The strategic question is not whether to phase, but how to phase without creating disconnected interim states. A sound rollout strategy starts with discovery and assessment, then moves through business process analysis, gap analysis, solution architecture, functional and technical design, configuration and customization decisions, integration planning, data migration, testing, training, change management, go-live, and hypercare. For logistics enterprises with multi-company and multi-warehouse complexity, executive governance and master data discipline are especially important. The goal is to create a controlled transition from fragmented operations to a scalable cloud ERP foundation that supports workflow automation, analytics, compliance, and future expansion.
Why should logistics leaders phase ERP deployment instead of attempting a single cutover?
Fleet, warehouse, and finance teams operate on different transaction rhythms, control requirements, and service-level expectations. A single cutover can force all three functions to absorb process redesign, data conversion, and system learning at the same time. That raises the risk of shipment delays, inventory inaccuracy, billing disruption, and month-end close issues. A phased model reduces this concentration of risk by introducing ERP capabilities in a sequence that matches operational dependencies.
In most logistics environments, warehouse execution and inventory visibility create the operational backbone, while finance provides the control framework and fleet contributes asset utilization, maintenance, route cost visibility, and service execution data. The rollout sequence should therefore be based on business criticality, integration readiness, data maturity, and the organization's capacity for change. This is where executive sponsors, enterprise architects, and program managers need a shared decision model rather than a technology-first roadmap.
| Deployment Wave | Primary Objective | Typical Odoo Scope | Key Exit Criteria |
|---|---|---|---|
| Wave 1: Core warehouse control | Stabilize inventory accuracy and inbound-outbound execution | Inventory, Purchase, Documents, Barcode-related warehouse processes where applicable | Location structure validated, stock balances reconciled, core integrations working |
| Wave 2: Fleet and service operations | Improve asset visibility, maintenance planning, and operational cost capture | Maintenance, Planning, Helpdesk, Field Service or custom fleet workflows where justified | Asset master data governed, work orders controlled, service events linked to cost centers |
| Wave 3: Finance harmonization | Standardize accounting, billing, controls, and reporting | Accounting, approvals, analytic accounting, document controls | Opening balances migrated, reconciliation complete, close process tested |
| Wave 4: Optimization and automation | Expand analytics, workflow automation, and cross-functional orchestration | Spreadsheet, Knowledge, Studio only where governance permits, targeted automations | KPIs adopted, exception workflows automated, support model stabilized |
What should discovery and assessment reveal before design begins?
Discovery should establish how the logistics business actually runs, not how current systems are configured.
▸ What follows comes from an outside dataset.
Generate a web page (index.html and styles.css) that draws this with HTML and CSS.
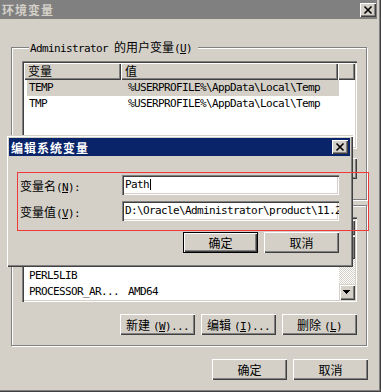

That means mapping legal entities, operating companies, warehouses, yards, depots, transport assets, third-party logistics relationships, chart of accounts structures, approval hierarchies, and reporting obligations. It should also identify where process variation is strategic and where it is simply historical drift.
Business process analysis must cover order-to-ship, procure-to-stock, asset maintenance, expense capture, invoice-to-cash, and record-to-report. Gap analysis then compares these target processes against standard Odoo capabilities and determines where configuration is sufficient, where process redesign is preferable, and where customization is justified. OCA module evaluation can be useful when a requirement is common, well-scoped, and better served by a community-supported extension than by bespoke development. However, every OCA component should be reviewed for maintainability, version compatibility, security posture, and support ownership before inclusion in an enterprise baseline.
- Assess master data quality for products, units of measure, warehouse locations, vendors, customers, assets, drivers, cost centers, taxes, and chart of accounts mappings.
- Document integration dependencies across telematics, transport management, carrier platforms, EDI, banking, tax engines, BI platforms, and identity providers.
- Classify business risks by operational impact, financial control exposure, compliance sensitivity, and cutover complexity.
- Define measurable outcomes for each phase, such as inventory accuracy, billing cycle stability, maintenance planning adherence, and close process reliability.
How should solution architecture connect fleet, warehouse, and finance without creating a brittle ERP core?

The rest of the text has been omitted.